The synagogue, the sixth worship house to serve the community, is a masterpiece of synagogue architecture, and its survival is an inspiration. If Israel is charged to be a light among nations, then the beauty and continued use of the Snoa are a light, too. The survival of the Snoa represents centuries of a culture of tolerance and cooperation of the sort Jews have rarely enjoyed. The three great wooden barrel vaults that constitute the ceiling, and contribute to the Snoa’s excellent acoustics, are shaped like the hulls of ships (inverted) — ships that carried Jews to this safe haven, and then were somehow beached, and raised on walls to make a sanctuary (in truth, the vaults were cut and fitted in Holland in an early instance of prefab construction, and then shipped to Curacao for on-site assembly).

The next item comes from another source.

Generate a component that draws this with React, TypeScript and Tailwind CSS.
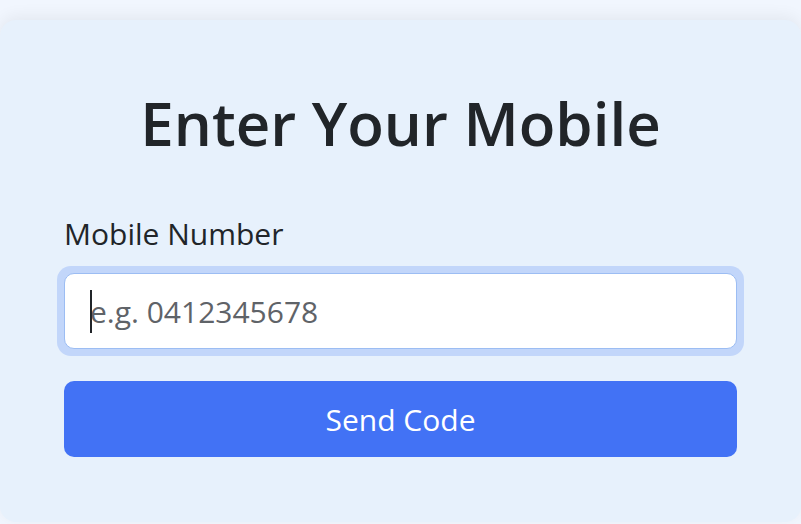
export default function App() {
  return (
    <div
      className="min-h-[524px] w-[801px] overflow-hidden bg-[#f1f6fe] pt-[20px]"
      style={{ fontFamily: '"Open Sans", "Noto Sans", sans-serif' }}
    >
      <div className="h-[502px] w-[801px] rounded-[16px] bg-[#e7f1fc] px-[64px] pt-[67px] shadow-[0_-4px_16px_rgba(0,0,0,0.06)]">
        <h1 className="text-center text-[60px] font-semibold leading-[72px] text-[#212529]">
          Enter Your Mobile
        </h1>
        <label className="mt-[56px] block text-[30px] leading-[38px] text-[#212529]">
          Mobile Number
        </label>
        <div className="relative -mx-[7px] mt-[13px] rounded-[14px] bg-[#c2d6fa] p-[7px]">
          <input
            className="h-[76px] w-full rounded-[10px] border border-[#9cbdf3] bg-white px-[25px] text-[30px] text-[#212529] caret-transparent outline-none placeholder:text-[#5f6368]"
            placeholder="e.g. 0412345678"
          />
          {/* text caret, as in the focused field */}
          <span className="pointer-events-none absolute left-[33px] top-[24px] h-[43px] w-[2px] bg-[#212529]" />
        </div>
        <button className="mt-[25px] h-[76px] w-full rounded-[10px] bg-[#4272f5] text-[30px] text-white">
          Send Code
        </button>
      </div>
    </div>
  );
}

The Snoa is the most visited historic site on Curacao, and is venerated not just by Jews. The synagogue attracts thousands of visitors a year, mostly day-trippers, disgorged from cruise ships, who spend a few hours wandering the narrow streets of Willemstad. Those who stay over Friday night often attend services, and some help make a minyan on Saturday. Most, however, never get to see the synagogue “in action,” and instead tour the building as a museum. Their ticket price, guidebooks and gifts help maintain the building. The celebratory service provided a rare chance to see the synagogue not only in use but also full to overflowing. It was rare treat to see the architecture function as it was designed, and to see Jewish ritual respond so well to its space. The Portuguese-Sephardic tradition did, after all, evolve in buildings similar to this in Amsterdam and London, and then here in Curacao and elsewhere in the New World.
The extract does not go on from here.